Of course, I could not stay in the Hebrew Bible for too long before I realized (as should anyone who is honest with themselves) that it is just plain messy at times - morally and theologically. Everything does not just fit together: there are questions of historicity, theological quandaries, just plain contradictions at times. Peter Enns’ book Inspiration and Incarnation, which I read sometime in the 2 years between college and grad school, helped me solidify my own bibliology, and the once cryptic statement my OT prof had always made, “The text is inspired, not the event,” finally became clear to me. On the whole, rather than troubling me, I rather enjoy pursuing these types of issues now, and considering how to synthesize them with my faith without doing violence to the text as it stands. My theology, most certainly as a result of my study of the Hebrew Bible, has become much more fluid by necessity - one might say less foundational in nature and more, what’s the lingo on the streets now? Web-like.

And speaking of theology - I enjoy discussing theological issues, but I don’t like systematic theology.
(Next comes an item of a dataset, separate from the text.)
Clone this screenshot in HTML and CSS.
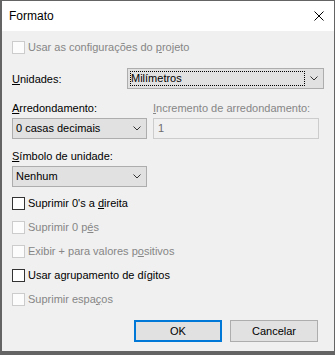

As of yet, no one has been able to convince me of its overall worth. Though it’s certainly difficult at times, I much prefer to live with tension rather than construct theological systems. So, though I do get a thrill out of new readings of texts that might shed new light on theological issues, perhaps even turn existing theology upside down, the more this happens the more I realize that God can never be put in a box.

All this to say, while I love Hebrew, I am not a linguist. Similarly, though I love the Bible, especially the former portion, I am not a theologian. I dabble in both areas periodically when it interests me, but I remain unequivocally, a text person.